Ryan argued that he had voted for the sequestration bill to motivate more action in the House, and that he followed that vote with a compromise proposal for spending cuts that would avoid the sequestration, though it's not clear whether that distinction got through to Guthrie, or to viewers.
"No, no, I have to correct you on this, Norah," he said. "I voted for a mechanism that says a sequester would occur if we don't cut $1.2 trillion in spending in government. We offered $1.2 trillion in various—the supercommittee offered it. We passed in the House a bill to prevent those devastating defense cuts by cutting spending elsewhere. The Senate's done nothing. President Obama's done nothing."
Even before Ryan's selection, some conservatives had misgivings about his long record in the House, which included votes for most of the unbalanced budgets of George W. Bush, before Ryan started building a profile as a deficit hawk. Ryan's voting record could complicate Romney's efforts to distance the ticket from Bush, who Democrats have tried to argue is the model for Romney's policies.
On "Meet the Press," host David Gregory pressed Romney on the particulars of his budget, in particular the exemptions that would be eliminated to raise the revenue necessary to fulfill all of Romney's promises.
"Governor, where are the specifics of how you get to this math? Isn't that an issue?" Gregory asked
"Well, the specifics are these, which is those principles I described, are the heart of my policy," Romney replied. "And I've indicated as well that contrary to what the Democrats are saying I'm not going to increase the tax burden on middle income families. It would absolutely be wrong to do that," said Romney, who added that he had proven his ability to balance budgets in Massachusetts.
"Give me an example of a loophole that you will close," Gregory said.
"Well, I can tell you that people at the high end, high income taxpayers, are going to have fewer deductions and exemptions," Romney replied. "Those numbers are going to come down. Otherwise they'd get a tax break. And I want to make sure people understand, despite what the Democrats said at their convention, I am not reducing taxes on high income taxpayers."
Ryan said it was a deliberate decision to articulate a "framework" and then hash out the details with Congress after they were elected.
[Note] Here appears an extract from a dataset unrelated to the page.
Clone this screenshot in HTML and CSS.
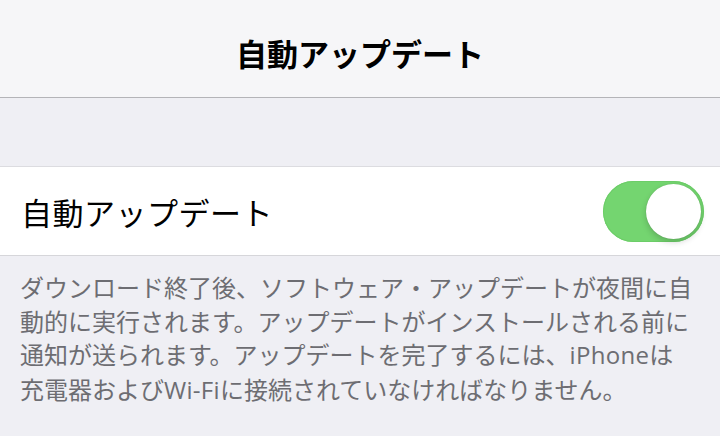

Despite their difficulties explaining Ryan's sequestration vote and Romney's budget, Romney's 30-minute "Meet the Press" debut and Ryan's appearances on "Face the Nation" and "This Week" seemed to have successfully deflected attention from the Democratic National Convention, and also from a morning interview with President Obama on "Face the Nation."
Obama didn't make much news, saying he still supported "compromise," and he drafted off Bill Clinton's "arithmetic" line from the former president's convention address.
"Governor Romney said he wouldn't take a deal with $10 of spending cuts for $1 of revenue increases," Obama said. "And the problem is the math, or the arithmetic, as President Clinton said, doesn't add up." (Clinton will be campaigning in Florida on Monday and Tuesday.)
Asked about Clinton's speech, Romney said, "He did stand out in contrast with the other speakers. I think he really did elevate the Democrat convention in a lot of ways. And frankly, the contrast may not have been as attractive as Barack Obama might have preferred if he were choosing who'd go before him and who'd go after."